“In the art movement as every medium evolved, Printers sort of got left in the dust”
Lithography Press |
This is a comment from one of my wife’s classmates. My wife is an art major and as a result gets exposure to all areas of art and mediums. (Medium here refers to the material you express your art through; i.e., clay, oil paintings, stone, metal, colored pencil etc.)
Picture my wife and I took that she will make into a print |
My wife's etching on a copper plate |
The process used to etch an image into a substance is excruciatingly meticulous. Chemicals have to be used in exact ratios, in some instances the difference between 2 drops and 3 drops can make or break a 2 hour process. Also, grease is used to protect the image. Grease is applied where the artist would like white space to appear, then the entire image is covered in chemicals that ever so slightly dig down into the surface thereby making a depression that can later be filled with ink to be transferred to paper.

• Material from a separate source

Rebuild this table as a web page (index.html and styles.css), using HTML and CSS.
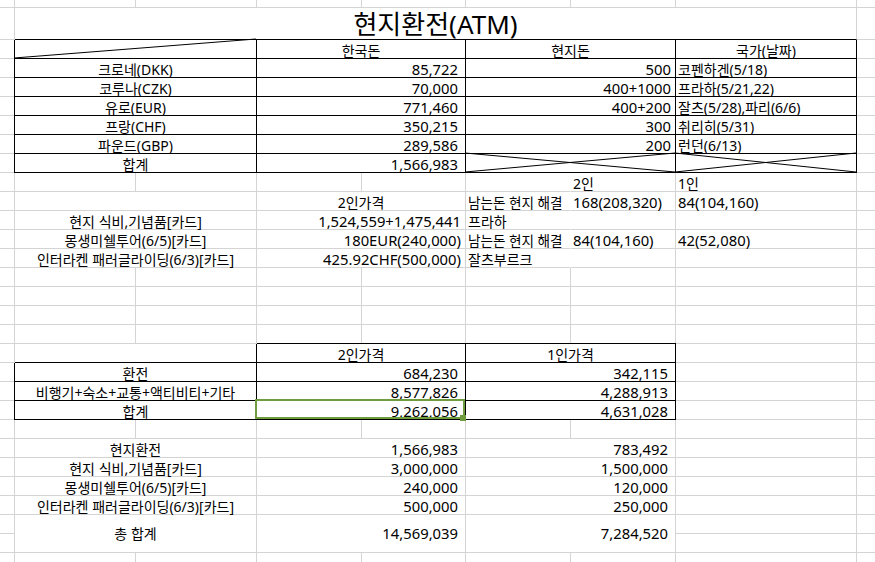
FILE: index.html
```html
<!DOCTYPE html>
<html lang="ko">
<head>
<meta charset="utf-8">
<title>현지환전(ATM)</title>
<link rel="stylesheet" href="styles.css">
</head>
<body>
<div class="sheet">
  <div class="row row-top"></div>
  <div class="row row-title">
    <div class="c cBH title">현지환전(ATM)</div>
  </div>

  <div class="row">
    <div class="c k cBC tl"><svg class="xline" preserveAspectRatio="none"><line x1="0" y1="100%" x2="100%" y2="0"/></svg></div>
    <div class="c k cDE ctr">한국돈</div>
    <div class="c k cFG ctr">현지돈</div>
    <div class="c k cH ctr">국가(날짜)</div>
  </div>
  <div class="row">
    <div class="c k cBC tl ctr">크로네(DKK)</div>
    <div class="c k cDE num">85,722</div>
    <div class="c k cFG rt n">500</div>
    <div class="c k cH lt">코펜하겐(5/18)</div>
  </div>
  <div class="row">
    <div class="c k cBC tl ctr">코루나(CZK)</div>
    <div class="c k cDE num">70,000</div>
    <div class="c k cFG rt n">400+1000</div>
    <div class="c k cH lt">프라하(5/21,22)</div>
  </div>
  <div class="row">
    <div class="c k cBC tl ctr">유로(EUR)</div>
    <div class="c k cDE num">771,460</div>
    <div class="c k cFG rt n">400+200</div>
    <div class="c k cH lt">잘츠(5/28),파리(6/6)</div>
  </div>
  <div class="row">
    <div class="c k cBC tl ctr">프랑(CHF)</div>
    <div class="c k cDE num">350,215</div>
    <div class="c k cFG rt n">300</div>
    <div class="c k cH lt">취리히(5/31)</div>
  </div>
  <div class="row">
    <div class="c k cBC tl ctr">파운드(GBP)</div>
    <div class="c k cDE num">289,586</div>
    <div class="c k cFG rt n">200</div>
    <div class="c k cH lt">런던(6/13)</div>
  </div>
  <div class="row">
    <div class="c k cBC tl ctr">합계</div>
    <div class="c k cDE num">1,566,983</div>
    <div class="c k cFG"><svg class="xline" preserveAspectRatio="none"><line x1="0" y1="0" x2="100%" y2="100%"/><line x1="0" y1="100%" x2="100%" y2="0"/></svg></div>
    <div class="c k cH"><svg class="xline" preserveAspectRatio="none"><line x1="0" y1="0" x2="100%" y2="100%"/><line x1="0" y1="100%" x2="100%" y2="0"/></svg></div>
  </div>

  <div class="row">
    <div class="c cF nr"></div>
    <div class="c cG lt">2인</div>
    <div class="c cH lt">1인</div>
  </div>
  <div class="row">
    <div class="c cBC"></div>
    <div class="c cDE ctr">2인가격</div>
    <div class="c cF nr lt tight">남는돈 현지 해결</div>
    <div class="c cG lt n">168(208,320)</div>
    <div class="c cH lt n">84(104,160)</div>
  </div>
  <div class="row">
    <div class="c cBC ctr">현지 식비,기념품[카드]</div>
    <div class="c cDE rt n">1,524,559+1,475,441</div>
    <div class="c cF nr lt">프라하</div>
  </div>
  <div class="row">
    <div class="c cBC ctr">몽생미쉘투어(6/5)[카드]</div>
    <div class="c cDE rt n">180EUR(240,000)</div>
    <div class="c cF nr lt tight">남는돈 현지 해결</div>
    <div class="c cG lt n">84(104,160)</div>
    <div class="c cH lt n">42(52,080)</div>
  </div>
  <div class="row">
    <div class="c cBC ctr">인터라켄 패러글라이딩(6/3)[카드]</div>
    <div class="c cDE rt n">425.92CHF(500,000)</div>
    <div class="c cF nr lt">잘츠부르크</div>
  </div>
  <div class="row"></div>
  <div class="row"></div>
  <div class="row"></div>
  <div class="row"></div>

  <div class="row">
    <div class="c k cBC"></div>
    <div class="c k cDE ctr tt">2인가격</div>
    <div class="c k cFG ctr tt">1인가격</div>
  </div>
  <div class="row">
    <div class="c k cBC tl ctr">환전</div>
    <div class="c k cDE num">684,230</div>
    <div class="c k cFG num">342,115</div>
  </div>
  <div class="row">
    <div class="c k cBC tl ctr">비행기+숙소+교통+액티비티+기타</div>
    <div class="c k cDE num">8,577,826</div>
    <div class="c k cFG num">4,288,913</div>
  </div>
  <div class="row">
    <div class="c k cBC tl ctr">합계</div>
    <div class="c k cDE num">9,262,056<span class="sel"></span></div>
    <div class="c k cFG num">4,631,028</div>
  </div>
  <div class="row"></div>

  <div class="row">
    <div class="c cBC ctr">현지환전</div>
    <div class="c cDE num">1,566,983</div>
    <div class="c cFG num">783,492</div>
  </div>
  <div class="row">
    <div class="c cBC ctr">현지 식비,기념품[카드]</div>
    <div class="c cDE num">3,000,000</div>
    <div class="c cFG num">1,500,000</div>
  </div>
  <div class="row">
    <div class="c cBC ctr">몽생미쉘투어(6/5)[카드]</div>
    <div class="c cDE num">240,000</div>
    <div class="c cFG num">120,000</div>
  </div>
  <div class="row">
    <div class="c cBC ctr">인터라켄 패러글라이딩(6/3)[카드]</div>
    <div class="c cDE num">500,000</div>
    <div class="c cFG num">250,000</div>
  </div>
  <div class="row row-tall">
    <div class="c cBC ctr mid">총 합계</div>
    <div class="c cDE num mid">14,569,039</div>
    <div class="c cFG num mid">7,284,520</div>
  </div>
</div>
</body>
</html>
```

FILE: styles.css
```css
html, body {
  margin: 0;
  padding: 0;
  background: #fff;
}

.sheet {
  width: 875px;
  height: 562px;
  overflow: hidden;
  font-family: "Noto Sans", "Noto Sans CJK KR", sans-serif;
  font-size: 14px;
  color: #000;
  background-color: #fff;
  background-image:
    linear-gradient(#d4d4d4, #d4d4d4),
    linear-gradient(#d4d4d4, #d4d4d4),
    linear-gradient(#d4d4d4, #d4d4d4),
    linear-gradient(#d4d4d4, #d4d4d4),
    linear-gradient(#d4d4d4, #d4d4d4),
    linear-gradient(#d4d4d4, #d4d4d4),
    linear-gradient(#d4d4d4, #d4d4d4),
    linear-gradient(#d4d4d4, #d4d4d4),
    linear-gradient(#d4d4d4, #d4d4d4),
    linear-gradient(#d4d4d4, #d4d4d4),
    repeating-linear-gradient(to bottom, transparent 0 18px, #d4d4d4 18px 19px);
  background-position:
    14px 0, 135px 0, 256px 0, 361px 0, 465px 0, 570px 0, 675px 0, 856px 0,
    0 7px, 0 39px, 0 40px;
  background-size:
    1px 100%, 1px 100%, 1px 100%, 1px 100%, 1px 100%, 1px 100%, 1px 100%, 1px 100%,
    100% 1px, 100% 1px, 100% 100%;
  background-repeat: no-repeat;
}

.row {
  display: grid;
  grid-template-columns: 15px 121px 121px 105px 104px 105px 105px 181px 18px;
  height: 19px;
}
.row-top { height: 8px; }
.row-title { height: 32px; }
.row-tall { height: 38px; }

.cBH { grid-column: 2 / 9; }
.cBC { grid-column: 2 / 4; }
.cDE { grid-column: 4 / 6; }
.cF  { grid-column: 6; }
.cG  { grid-column: 7; }
.cFG { grid-column: 6 / 8; }
.cH  { grid-column: 8; }

.c {
  position: relative;
  display: flex;
  align-items: flex-end;
  justify-content: flex-start;
  min-width: 0;
  background: #fff;
  border-right: 1px solid #d4d4d4;
  border-bottom: 1px solid #d4d4d4;
  line-height: 15px;
  white-space: nowrap;
}

.k { border-right-color: #000; border-bottom-color: #000; }
.nr { border-right-color: #fff; }
.tl { box-shadow: -1px 0 0 #000; }
.tt { box-shadow: 0 -1px 0 #000; }

.ctr { justify-content: center; }
.lt { justify-content: flex-start; padding-left: 2px; }
.rt { justify-content: flex-end; padding-right: 4px; }
.n { font-size: 14.8px; }
.tight { font-size: 13.6px; }
.num {
  justify-content: flex-end;
  padding-right: 7px;
  font-size: 14.8px;
}
.mid { align-items: center; }

.title {
  justify-content: center;
  font-size: 26px;
  line-height: 30px;
  border-bottom-color: #000;
}

.xline {
  position: absolute;
  top: -1px;
  left: -1px;
  width: calc(100% + 1px);
  height: calc(100% + 1px);
  overflow: visible;
}
.xline line {
  stroke: #000;
  stroke-width: 1;
}

.sel {
  position: absolute;
  top: -2px;
  left: -2px;
  right: 0;
  bottom: 0;
  border: 2px solid #6f9c3c;
}
.sel::after {
  content: "";
  position: absolute;
  width: 6px;
  height: 6px;
  right: -3px;
  bottom: -4px;
  background: #6f9c3c;
}
```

Referring to the opening statement. In a majority of artistic areas, especially in Western societies, artists that expand horizons, upset established paradigms, break rules and write new ones and generally disturb the status quo, are rewarded.

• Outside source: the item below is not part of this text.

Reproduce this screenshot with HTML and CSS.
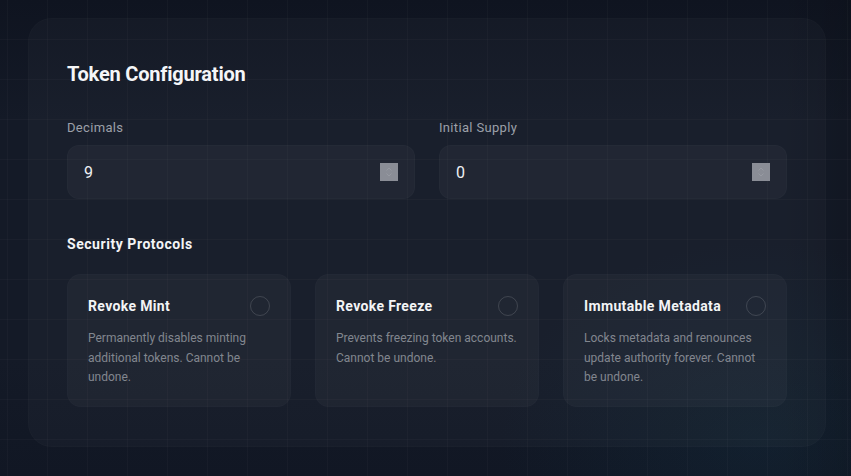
FILE: index.html
```html
<!DOCTYPE html>
<html lang="en">
<head>
<meta charset="utf-8">
<title>Token Configuration</title>
<link rel="stylesheet" href="styles.css">
</head>
<body>
<div class="page">
  <section class="panel">
    <h2 class="panel-title">Token Configuration</h2>
    <div class="fields">
      <div class="field">
        <label class="field-label">Decimals</label>
        <div class="input">
          <span class="input-value">9</span>
          <span class="spinner"><svg width="18" height="18" viewBox="0 0 18 18"><path d="M6.5 7.5 L9 5 L11.5 7.5 M6.5 10.5 L9 13 L11.5 10.5" fill="none" stroke="#979aa2" stroke-width="1"/></svg></span>
        </div>
      </div>
      <div class="field">
        <label class="field-label">Initial Supply</label>
        <div class="input">
          <span class="input-value">0</span>
          <span class="spinner"><svg width="18" height="18" viewBox="0 0 18 18"><path d="M6.5 7.5 L9 5 L11.5 7.5 M6.5 10.5 L9 13 L11.5 10.5" fill="none" stroke="#979aa2" stroke-width="1"/></svg></span>
        </div>
      </div>
    </div>
    <h3 class="section-title">Security Protocols</h3>
    <div class="protocols">
      <div class="protocol">
        <div class="protocol-head">
          <span class="protocol-name">Revoke Mint</span>
          <span class="toggle"></span>
        </div>
        <p class="protocol-desc">Permanently disables minting additional tokens. Cannot be undone.</p>
      </div>
      <div class="protocol">
        <div class="protocol-head">
          <span class="protocol-name">Revoke Freeze</span>
          <span class="toggle"></span>
        </div>
        <p class="protocol-desc">Prevents freezing token accounts. Cannot be undone.</p>
      </div>
      <div class="protocol">
        <div class="protocol-head">
          <span class="protocol-name">Immutable Metadata</span>
          <span class="toggle"></span>
        </div>
        <p class="protocol-desc">Locks metadata and renounces update authority forever. Cannot be undone.</p>
      </div>
    </div>
  </section>
</div>
</body>
</html>
```

FILE: styles.css
```css
html, body {
  margin: 0;
  padding: 0;
}
body {
  width: 851px;
  height: 476px;
  overflow: hidden;
  font-family: Roboto, "Liberation Sans", sans-serif;
  color: #f3f4f6;
  background-color: #121826;
  background-image:
    linear-gradient(rgba(255,255,255,0.025) 1px, transparent 1px),
    linear-gradient(90deg, rgba(255,255,255,0.025) 1px, transparent 1px),
    radial-gradient(ellipse 260px 200px at 760px 440px, rgba(20,60,80,0.22), transparent),
    linear-gradient(90deg, rgba(0,0,0,0) 780px, rgba(0,0,0,0.12) 851px),
    linear-gradient(180deg, #0f1420 0px, #141a27 120px, #141a27 360px, #111724 476px);
  background-size: 40px 40px, 40px 40px, auto, auto, auto;
  background-position: 0 39px, 7px 0, 0 0, 0 0, 0 0;
}
.page {
  padding: 18px 25px 29px 28px;
}
.panel {
  box-sizing: border-box;
  width: 798px;
  height: 429px;
  padding: 42px 38px 40px 38px;
  border-radius: 24px;
  background: rgba(255,255,255,0.022);
  border: 1px solid rgba(255,255,255,0.015);
}
.panel-title {
  margin: 0;
  font-size: 20px;
  line-height: 28px;
  font-weight: 700;
  letter-spacing: -0.2px;
  color: #f5f6f8;
  position: relative;
  top: -1px;
}
.fields {
  display: flex;
  gap: 24px;
  margin-top: 29px;
}
.field {
  flex: 1;
  display: flex;
  flex-direction: column;
}
.field-label {
  font-size: 13px;
  line-height: 20px;
  letter-spacing: 0.33px;
  color: #9ca0a9;
  margin-bottom: 7px;
}
.input {
  box-sizing: border-box;
  height: 54px;
  display: flex;
  align-items: center;
  justify-content: space-between;
  padding: 0 16px;
  border-radius: 12px;
  background: rgba(255,255,255,0.035);
  border: 1px solid rgba(255,255,255,0.02);
}
.input-value {
  font-size: 16px;
  color: #eef0f3;
}
.spinner {
  width: 18px;
  height: 18px;
  background: #8a8d96;
  display: block;
}
.spinner svg {
  display: block;
}
.section-title {
  margin: 35px 0 0 0;
  font-size: 14px;
  line-height: 20px;
  font-weight: 700;
  letter-spacing: 0.55px;
  color: #f3f4f6;
}
.protocols {
  display: grid;
  grid-template-columns: repeat(3, 1fr);
  gap: 24px;
  margin-top: 20px;
}
.protocol {
  box-sizing: border-box;
  height: 133px;
  padding: 21px 20px 20px 20px;
  border-radius: 14px;
  background: rgba(255,255,255,0.03);
  border: 1px solid rgba(255,255,255,0.015);
}
.protocol-head {
  display: flex;
  align-items: center;
  justify-content: space-between;
  height: 20px;
}
.protocol-name {
  font-size: 14px;
  line-height: 20px;
  font-weight: 700;
  letter-spacing: 0.35px;
  color: #f3f4f6;
}
.toggle {
  box-sizing: border-box;
  width: 20px;
  height: 20px;
  border-radius: 50%;
  border: 1px solid rgba(255,255,255,0.14);
}
.protocol-desc {
  margin: 13px 0 0 0;
  font-size: 12px;
  line-height: 19.5px;
  color: #82868f;
}
```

Lithograph by M.C. Escher |
The opposite however, is true in printing. To be able to operate with perfection within an established set of rules is the goal. Which, if you are familiar to Eastern philosophy, is the ideal that a large portion
of the world aspires to.
Christ and Lazarus by Rembrand |
So from an ideological standpoint, does invention of the press belong in the West where breaking the rules is rewarded or does it belong in the East where perfection within a set of rules is rewarded?